# Biting



## Ria (Aug 30, 2018)

So recently Holly has been biting my clothes. When shes cuddling me she'll suddenly just bitd my top and hold onto it for a few mins and then let go. Its not like aggressive and she literally just holds it. Just wondering why she may have started doing this


----------



## Aj.t (Jan 29, 2019)

Hey there! It sounds to me like she’s simply trying to anoint. Hedgehogs have a behavior of grabbing objects (and the occasional fold of skin) with their mouths in order to accumulate that scent in their saliva, which they in turn rub on their backs. The exact reason as to why is not known, but many have guessed it’s a clever yet bizarre way of camouflage. Even if she doesn’t spit, she’s most likely just trying to figure out her surroundings!
Hope this helps 🙂


----------



## Ria (Aug 30, 2018)

I've seen her using objects to anointe before, and she doesnt just sit still and hold them she sort of bites a bits a bit more sorta like picking at it in a way then starts to anointe not just holds on to it.


----------



## Brooke Lancelot (Jan 30, 2019)

Teeth problems? I've seen this as a possibility when I asked about my hedgie biting. Maybe there's something bothering her in her teeth. A hole or itch. 
Curiosity might be a reason too. I'm not sure. 
(I'm not an expert. I'm just dealing with a aggressive hedgehog and had pointers on biting.)


----------



## Ria (Aug 30, 2018)

I'm not sure my mum thought it could be a security thing so shes holding onto me. Majority of the time she does it when theres sudden movements or really loud noises, or we've been cutting her nails, she'll suddenly just bite my top and hold the top for a few mins.


----------



## Hedgekitty (Nov 11, 2018)

Funnily enough Snuffle did the exact same thing about a week ago. I think it was just she liked the smell so she thought it was food and began to do like a tug of war with my top. She doesn’t have any teeth problems (not that I know of). I think it’s linked to smell and food.


----------



## Ria (Aug 30, 2018)

Holly literally just holds it, no tug of war like thing no chewing nothing just holds it in her mouth


----------



## Brooke Lancelot (Jan 30, 2019)

Security might be possible. Since the don't have hands to hold onto you, they use their mouth. Did you maybe handle a dog or cat with the hoodie you had on before handling her?


----------



## Ria (Aug 30, 2018)

We've not had dogs for ages. And shes not actually too bad with the smell of dogs. And last time I was near a cat was at my friends months ago (we tend to go rather than be at one or the other house)

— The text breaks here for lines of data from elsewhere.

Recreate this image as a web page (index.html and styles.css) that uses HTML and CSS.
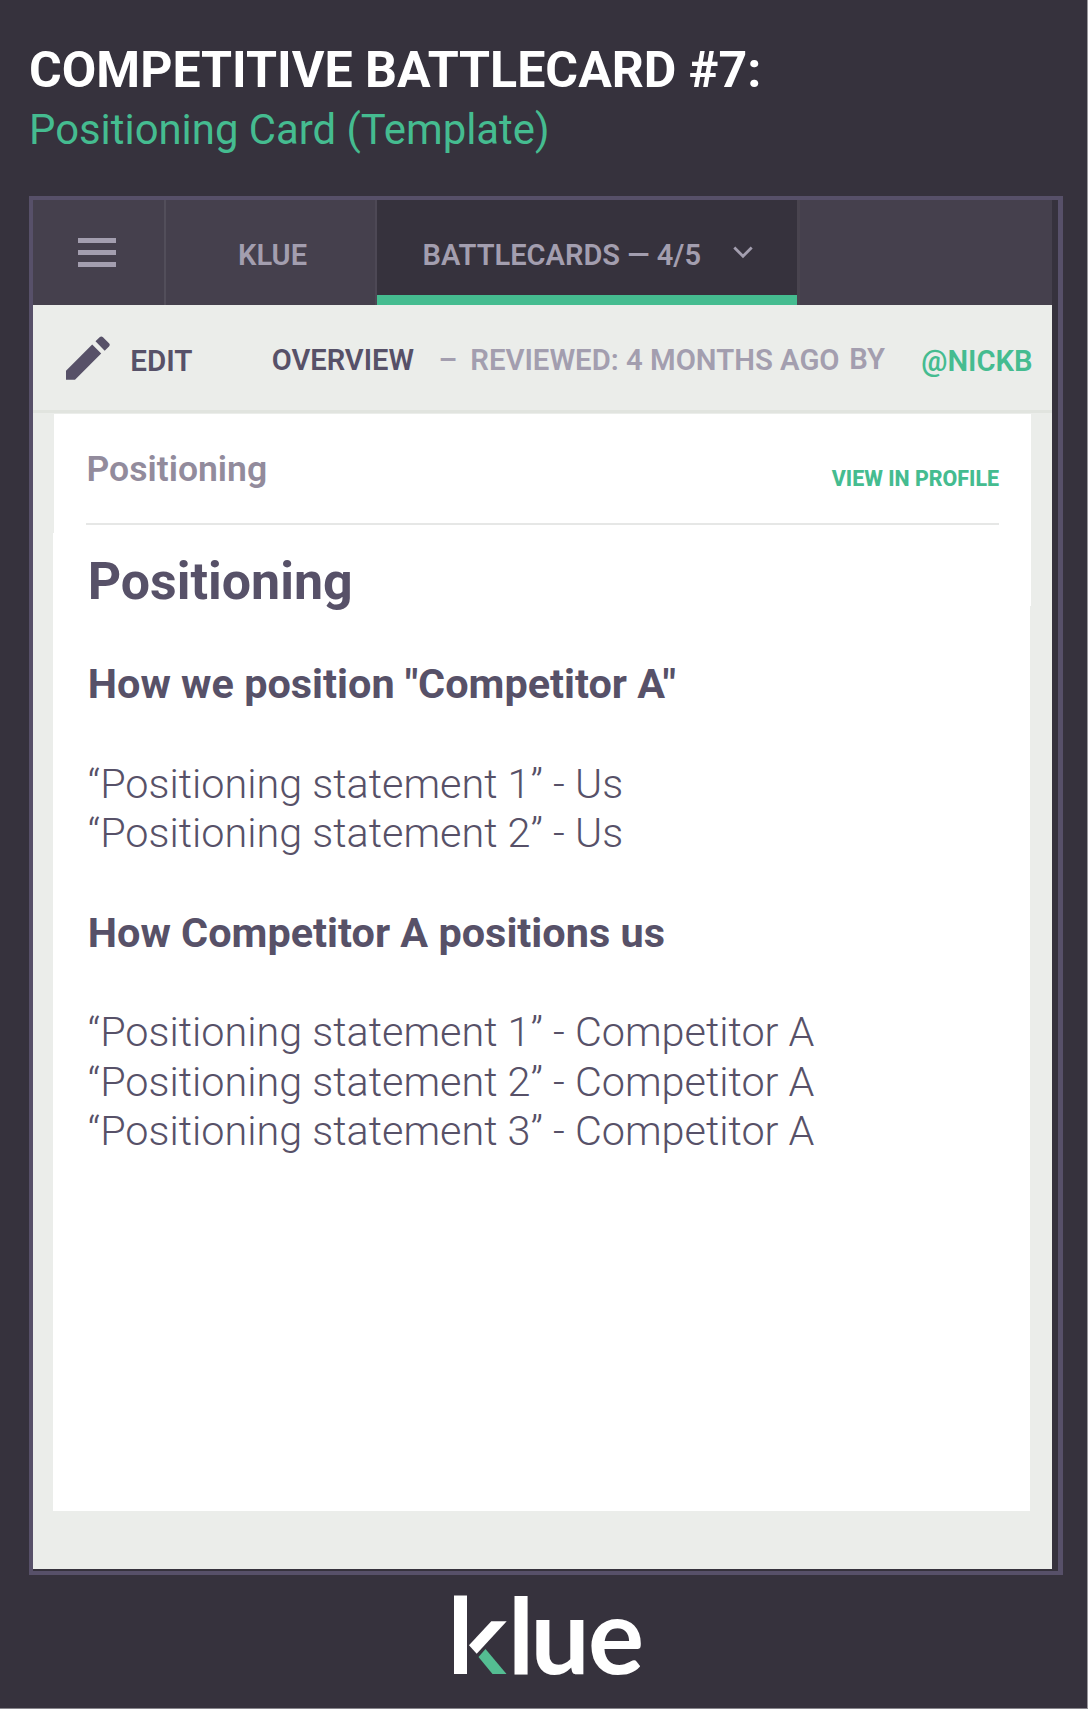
FILE: index.html
```
<!DOCTYPE html>
<html lang="en">
<head>
<meta charset="utf-8">
<title>Competitive Battlecard #7</title>
<link rel="stylesheet" href="styles.css">
</head>
<body>
<div class="page">
  <header class="heading">
    <h1 class="heading-title">COMPETITIVE BATTLECARD #7:</h1>
    <p class="heading-sub">Positioning Card (Template)</p>
  </header>

  <main class="frame">
    <nav class="tabs">
      <div class="tab tab-menu">
        <svg width="38" height="29" viewBox="0 0 38 29" fill="#a39eaf"><path d="M0 0h38v5H0zM0 12h38v5H0zM0 24h38v5H0z"/></svg>
      </div>
      <div class="tab tab-klue">KLUE</div>
      <div class="tab tab-active">
        <span>BATTLECARDS — 4/5</span>
        <svg class="chevron" width="20" height="13" viewBox="0 0 20 13" fill="none" stroke="#a39eaf" stroke-width="2.8"><path d="M1.3 1.5 10 10.2l8.7-8.7"/></svg>
      </div>
      <div class="tab tab-rest"></div>
    </nav>

    <div class="toolbar">
      <svg class="pencil" width="44" height="44" viewBox="0 0 44 44" fill="#575168"><path d="M0 34.8 26.2 8.6l9 9L9 43.8H0zM29.5 5.3 33.6 1.200q1.700-1.500 3.400 0L43 7.200q1.500 1.600 0 3.400L38.700 14.700z"/></svg>
      <span class="edit">EDIT</span>
      <span class="overview">OVERVIEW</span>
      <span class="muted">–</span>
      <span class="muted">REVIEWED: 4 MONTHS AGO</span>
      <span class="muted by">BY</span>
      <span class="user">@NICKB</span>
    </div>

    <article class="card">
      <header class="card-head">
        <div class="card-bar">
          <span class="card-label">Positioning</span>
          <span class="card-link">VIEW IN PROFILE</span>
        </div>
      </header>
      <div class="card-title"><h2>Positioning</h2></div>
      <div class="card-body">
        <h3>How we position "Competitor A"</h3>
        <p>“Positioning statement 1” - Us</p>
        <p>“Positioning statement 2” - Us</p>
        <h3>How Competitor A positions us</h3>
        <p>“Positioning statement 1” - Competitor A</p>
        <p>“Positioning statement 2” - Competitor A</p>
        <p>“Positioning statement 3” - Competitor A</p>
      </div>
    </article>
  </main>

  <footer class="footer">
    <svg width="200" height="134" viewBox="450 1566 200 134">
      <rect x="454" y="1595.500" width="13" height="78.500" fill="#fff"/>
      <path d="M491.300 1621.300h15.400l-30 32.400-7.700-8.400z" fill="#fff"/>
      <path d="M485.500 1649l21 25h-14l-14-17z" fill="#54bd92"/>
      <text class="wordmark" y="1673.500" x="508 530.500 588">lue</text>
    </svg>
  </footer>
</div>
</body>
</html>
```
FILE: styles.css
```
* { box-sizing: border-box; margin: 0; padding: 0; }

body {
  width: 1088px;
  height: 1709px;
  overflow: hidden;
  font-family: Roboto, "Liberation Sans", sans-serif;
}

svg { display: block; }

.page {
  height: 1709px;
  background: #36323d;
  border-right: 1px solid #9b999e;
  border-bottom: 1px solid #87858b;
}

.heading { height: 196px; padding: 40px 0 0 29px; line-height: 60px; }
.heading-title { font-size: 50.08px; font-weight: 700; color: #fff; }
.heading-sub { font-size: 41.85px; color: #45bc90; }

.frame {
  width: 1034px;
  height: 1379px;
  margin-left: 29px;
  padding-right: 6px;
  border: 4px solid #575069;
  border-right-width: 5px;
}

.tabs {
  display: flex;
  height: 105px;
  color: #a39eaf;
  font-size: 29.05px;
  font-weight: 600;
}
.tab {
  display: flex;
  align-items: center;
  background: #45404d;
  border-right: 2px solid #524e5a;
}
.tab-menu { width: 133px; padding-left: 45px; }
.tab-klue { width: 211px; padding: 4px 0 0 72px; border-color: #4d4855; }
.tab-active {
  width: 420px;
  padding: 14px 0 0 45.5px;
  background: #36323d;
  border-right: 0;
  border-bottom: 10px solid #45bc90;
}
.chevron { margin: -4px 0 0 32px; }
.tab-rest { flex: 1; border-right: 0; border-left: 3px solid #49444f; }

.toolbar {
  display: grid;
  grid-template-columns: 64.300px 141.400px 166.800px 31.800px 379px 72px auto;
  align-items: center;
  height: 108px;
  padding: 2px 0 0 33px;
  background: #ebedea;
  border-bottom: 3px solid #e1e4df;
  font-size: 29.2px;
  font-weight: 600;
  color: #575168;
  white-space: nowrap;
}
.toolbar .pencil { margin-bottom: 2px; }
.toolbar .edit { padding-top: 5px; font-size: 29.6px; }
.toolbar .overview { padding-top: 3px; font-size: 29.05px; }
.toolbar .muted { padding-top: 3px; color: #a39eaf; font-size: 29.3px; }
.toolbar .by { padding-top: 1px; }
.toolbar .user { padding-top: 5px; color: #45bc90; }

.card {
  height: 1156px;
  padding: 1px 22px 58px 20px;
  background: #ebedea;
}
.card-head { height: 119px; margin: 0 -1px 0 1px; padding: 0 32px; background: #fff; }
.card-bar {
  display: flex;
  justify-content: space-between;
  align-items: flex-start;
  height: 111px;
  border-bottom: 2px solid #e6e7e6;
}
.card-label { padding: 34px 0 0 0.5px; font-size: 35.55px; font-weight: 600; color: #928b9c; }
.card-link { padding-top: 52px; font-size: 21.4px; font-weight: 800; color: #45bc90; }
.card-title { height: 73px; margin-right: -1px; padding: 18px 0 0 34.7px; background: #fff; }
.card-title h2 { font-size: 51.9px; line-height: 62px; color: #575168; }
.card-body {
  height: 905px;
  padding: 54.2px 0 0 34.8px;
  background: #fff;
  color: #575168;
  font-size: 41.35px;
  line-height: 49.7px;
}
.card-body h3 { font-size: 41.42px; font-weight: 700; margin-bottom: 49.7px; }
.card-body p { font-weight: 300; }
.card-body p + h3 { margin-top: 49.7px; }

.footer { margin-top: -9px; padding-left: 450px; }
.wordmark { font: 700 105px Lato, sans-serif; fill: #fff; }
```
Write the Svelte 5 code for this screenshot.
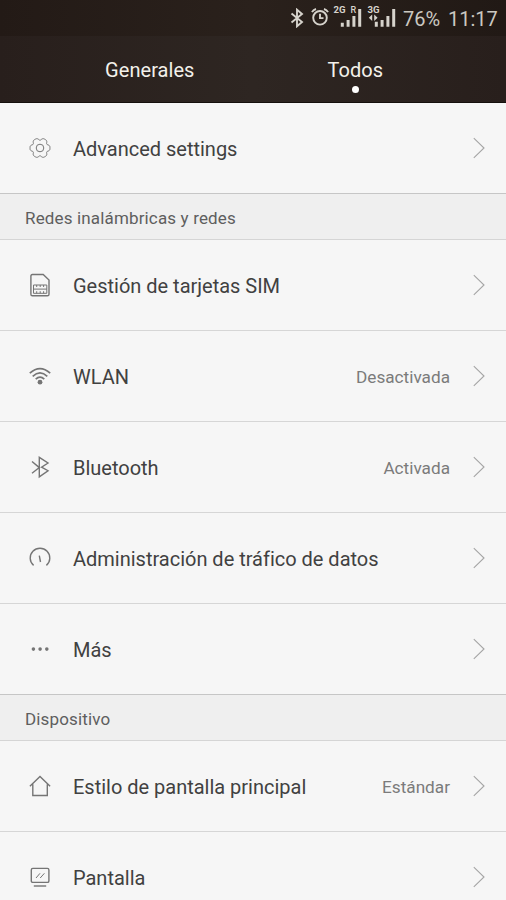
<script>
    const tabs = [
        { label: 'Generales', active: false },
        { label: 'Todos', active: true }
    ];

    const groups = [
        {
            title: '',
            items: [{ icon: 'gear', label: 'Advanced settings' }]
        },
        {
            title: 'Redes inalámbricas y redes',
            items: [
                { icon: 'sim', label: 'Gestión de tarjetas SIM' },
                { icon: 'wifi', label: 'WLAN', value: 'Desactivada' },
                { icon: 'bluetooth', label: 'Bluetooth', value: 'Activada' },
                { icon: 'data', label: 'Administración de tráfico de datos' },
                { icon: 'more', label: 'Más' }
            ]
        },
        {
            title: 'Dispositivo',
            items: [
                { icon: 'home', label: 'Estilo de pantalla principal', value: 'Estándar' },
                { icon: 'display', label: 'Pantalla' }
            ]
        }
    ];

    // six soft lobes around the centre of a 24px box
    const gearPoints = Array.from({ length: 120 }, (_, i) => {
        const a = (i / 120) * Math.PI * 2;
        const r = 9.2 + 1.1 * Math.cos(6 * a) - 0.35 * Math.cos(12 * a);
        return `${(12 + r * Math.cos(a)).toFixed(2)},${(12 + r * Math.sin(a)).toFixed(2)}`;
    }).join(' ');
</script>

<main>
    <header>
        <div class="status">
            <svg class="bt" viewBox="0 0 14 20" width="14" height="20">
                <path d="M1.5 5.5 L12 14 L7 18.3 V1.7 L12 6 L1.5 14.5" />
            </svg>
            <svg class="alarm" viewBox="0 0 18 20" width="18" height="20">
                <circle cx="9" cy="11.8" r="6.8" />
                <path d="M9 7.8 V12.1 H12.5 M1 6.2 Q2.2 3.8 5 3 M17 6.2 Q15.8 3.8 13 3" />
            </svg>
            <svg class="signal" viewBox="0 0 28 24" width="28" height="24">
                <text x="-0.5" y="9.2">2G</text>
                <text class="thin" x="16.5" y="8.6">R</text>
                <path d="M6.8 18.8h3v4h-3z M12.6 16h3v6.8h-3z M18.4 12h3v10.8h-3z M24.2 5h3v17.8h-3z" />
            </svg>
            <svg class="signal second" viewBox="0 0 28 24" width="28" height="24">
                <text x="-0.5" y="9.2">3G</text>
                <path d="M0.8 13.7l3.4-3.2v6.4z M9.6 13.7l-3.4-3.2v6.4z" />
                <path d="M6.8 17.8h3v5h-3z M12.6 16h3v6.8h-3z M18.4 12h3v10.8h-3z M24.2 5h3v17.8h-3z" />
            </svg>
            <span class="battery">76%</span>
            <span class="clock">11:17</span>
        </div>
        <nav>
            {#each tabs as tab}
                <div class="tab" class:active={tab.active}>
                    <span>{tab.label}</span>
                    <i></i>
                </div>
            {/each}
        </nav>
    </header>

    {#each groups as group}
        <section>
            {#if group.title}
                <h2>{group.title}</h2>
            {/if}
            {#each group.items as item}
                <div class="row">
                    <svg class="icon" viewBox="0 0 24 24" width="24" height="24">
                        {#if item.icon === 'gear'}
                            <g class="fine">
                                <polygon points={gearPoints} />
                                <circle cx="12" cy="12" r="3.8" />
                            </g>
                        {:else if item.icon === 'sim'}
                            <path d="M4.4 1.5 H15.2 L21 7 V21.2 Q21 22.8 19.4 22.8 H4.4 Q2.9 22.8 2.9 21.2 V3 Q2.9 1.5 4.4 1.5 Z" />
                            <path class="fine" d="M5.5 12 H18.8 V20.3 H5.5 Z M5.5 16.1 H18.8 M8.7 12 V14 M12.2 12 V14 M15.6 12 V14 M8.7 18.2 V20.3 M12.2 18.2 V20.3 M15.6 18.2 V20.3" />
                        {:else if item.icon === 'wifi'}
                            <path class="bold" d="M1.8 9.2 Q12 0 22.2 9.2 M4.7 12.3 Q12 5.6 19.3 12.3 M7.7 15.1 Q12 11.2 16.3 15.1" />
                            <circle class="solid" cx="12" cy="18.2" r="2.4" />
                        {:else if item.icon === 'bluetooth'}
                            <path d="M4 6.5 L11.3 12.6 L4 18.2 M11.3 2.3 V21.8 L20 15.7 L13.6 12.2 L20 8 Z" />
                        {:else if item.icon === 'data'}
                            <path d="M5.6 19.4 A9.8 9.8 0 1 1 18.4 19.4 M11.3 9.7 L12.5 16" />
                        {:else if item.icon === 'more'}
                            <g class="solid">
                                <circle cx="5.4" cy="12.1" r="1.8" />
                                <circle cx="12.1" cy="12.1" r="1.8" />
                                <circle cx="18.8" cy="12.1" r="1.8" />
                            </g>
                        {:else if item.icon === 'home'}
                            <path d="M1.9 12.2 L12 2.5 L22.1 12.2 M4.8 10.2 V21.5 H19.3 V10.2" />
                        {:else if item.icon === 'display'}
                            <rect x="3.3" y="3.4" width="17.6" height="14" rx="1.5" />
                            <path d="M5.8 21 H18.2" />
                            <path class="fine" d="M8 13 L12 8.3 M12.2 13 L16.4 8.3" />
                        {/if}
                    </svg>
                    <span class="label">{item.label}</span>
                    {#if item.value}
                        <span class="value">{item.value}</span>
                    {/if}
                    <svg class="chevron" viewBox="0 0 12 22" width="12" height="22">
                        <path d="M0.8 1.2 L11 11 L0.8 20.8" />
                    </svg>
                </div>
            {/each}
        </section>
    {/each}
</main>

<style>
    :global(body) {
        margin: 0;
        background: #f6f6f6;
    }

    main {
        width: 506px;
        height: 900px;
        overflow: hidden;
        font-family: Roboto, sans-serif;
        background: #f6f6f6;
        color: #414141;
    }

    header {
        box-sizing: border-box;
        height: 103px;
        background: linear-gradient(90deg, #281f1c, #2e2622 50%, #281f1c);
        border-bottom: 1px solid #15100d;
    }

    .status {
        display: flex;
        align-items: flex-start;
        height: 36px;
        padding-left: 290px;
        background: linear-gradient(90deg, #231a16, #2a211c 50%, #211915);
        color: #cbc8c1;
        font-size: 20px;
        line-height: 38px;
        white-space: nowrap;
    }

    .status svg {
        fill: none;
        stroke: #d6d3cc;
        stroke-width: 1.9;
        flex: none;
    }

    .bt {
        margin-top: 8px;
    }

    .alarm {
        margin: 6px 0 0 7px;
    }

    .status .signal {
        margin: 4px 0 0 5px;
        fill: #d6d3cc;
        stroke: none;
        overflow: visible;
    }

    .status .second {
        margin-left: 6px;
    }

    .signal text {
        font-size: 9.6px;
        font-weight: 700;
        line-height: 1;
    }

    .signal .thin {
        font-size: 9px;
        font-weight: 500;
    }

    .battery {
        width: 45px;
        margin-left: 7px;
    }

    nav {
        display: flex;
        padding: 0 48px 0 47px;
    }

    .tab {
        display: flex;
        flex: 1;
        flex-direction: column;
        align-items: center;
        padding-top: 20px;
        color: #f3f1eb;
        font-size: 20px;
        line-height: 28px;
        letter-spacing: 0.05px;
    }

    .tab i {
        width: 7px;
        height: 7px;
        margin-top: 2px;
        border-radius: 50%;
    }

    .tab.active i {
        background: #fff;
    }

    h2 {
        box-sizing: border-box;
        height: 46px;
        margin: 0;
        padding-left: 25px;
        border-bottom: 1px solid #d5d5d5;
        background: #efefef;
        color: #5e5e5e;
        font-size: 17px;
        font-weight: 400;
        line-height: 48px;
        letter-spacing: 0.15px;
    }

    .row {
        display: flex;
        align-items: center;
        box-sizing: border-box;
        height: 91px;
        padding: 0 21px 0 27.5px;
        border-bottom: 1px solid #d6d6d6;
    }

    .row:last-child {
        border-bottom-color: #c6c6c6;
    }

    .icon {
        fill: none;
        stroke: #757575;
        stroke-width: 1.4;
        flex: none;
    }

    .icon .fine {
        stroke-width: 1;
    }

    .icon .bold {
        stroke-width: 1.7;
    }

    .icon .solid {
        fill: #757575;
        stroke: none;
    }

    .label {
        flex: 1;
        margin-left: 21.5px;
        padding-top: 2px;
        font-size: 20px;
        line-height: 28px;
        letter-spacing: -0.01px;
        white-space: nowrap;
    }

    .value {
        padding-top: 2px;
        color: #7b7b7b;
        font-size: 17.2px;
        line-height: 28px;
    }

    .chevron {
        flex: none;
        margin-left: 23px;
        fill: none;
        stroke: #a5a5a5;
        stroke-width: 1.1;
    }
</style>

Since we look after dogs while their owners are on holiday we have them around sometimes, some more often, but Holly knows the majorty of dogs smells and only hates one, as he tried to eat her (no one let it happen I was holding her in my hand and this dog we was looking after jumped and tried to bite her, I moved after) but shes still okay with other dogs.


----------



## Brooke Lancelot (Jan 30, 2019)

Ah alright. Usually Igor licks and bites me when he smells cats and dogs on me. 
I work at a doggy hotel in vacations. (I'm 16 so its the best I can do at my age) and bathing after coming back is a must, otherwise I get nibbled, bit or even tugged at. 

But anyway, the security is a big probability. Then I really give you koodos for being able to get Holly to trust you so much, she goes to you for security. That's a milestone I really wanna reach with Igor. It sounds magical to have a creature rely on you for safety.


----------



## Ria (Aug 30, 2018)

Yea my mum works as a dog host, so when the owners go away we look after their dogs here. And Holly's really great at not reacting to the smell of them after I've been touching them (still wash my hands ofcourse) She actually made friends with one of them it was adorable.

Holly is mad, If I put her down all she does is look for me!! Like I give her to my mum to hold and all Holly does is try get back to me. She literally calms down to the sound of my voice. Even when I put her in her cage, she'll stand there and look for me come over headbut my hand get a bit of strokes then she'll scarrter off to find all her hidden insects haha. My mum said that Holly has always acted like I'm her mum. Shes bonded really strongly with me its amazing. She likes a specific place and if shes not there she'll do whatever to find her way there its so cute. 
I'm starting to think this biting is most likely a security thing to be honest. 
Anything new like fleece strip bedding, fleece toys, I have to sleep with before putting them in her cage. The few times I haven't shes thrown right hissy fit!!

Just keep trying I'm sure you'll get there with Igor and if not you can try again when your older with another hedgehog!!
Honestly though I feel like Holly chose me not the other way around.


----------



## Mecki (Nov 4, 2017)

Holly sounds amazing. She seems like a hedgehog owner's dream.


----------



## Ria (Aug 30, 2018)

She is very clever too never jumps off edges, answers to her name. Shes super cuddly. And actually shes never bitten me before recently (shes bitten a few other people because they were poking her, Totally all their own fault) never really poos or wees on people either. 
She loves her fruit and veg too and shes so gentle if you hand feed her!! Wont even attempt to bite my fingers if they smell like nice food.
Thats why her recent take on biting my tops is odd to me but I guess my mums right about security.

So I guess she is all hedgehog owners dream haha


----------



## Askeptosaurus (Nov 10, 2015)

My HeijiSan would just lock-jaw onto things occasionally, then after a moment she'd let go, look around like she was confused and didn't know how she got here, and then just move on. It was weird but nothing ever came of it, medical or otherwise. I guess sometimes you just gotta bite.


----------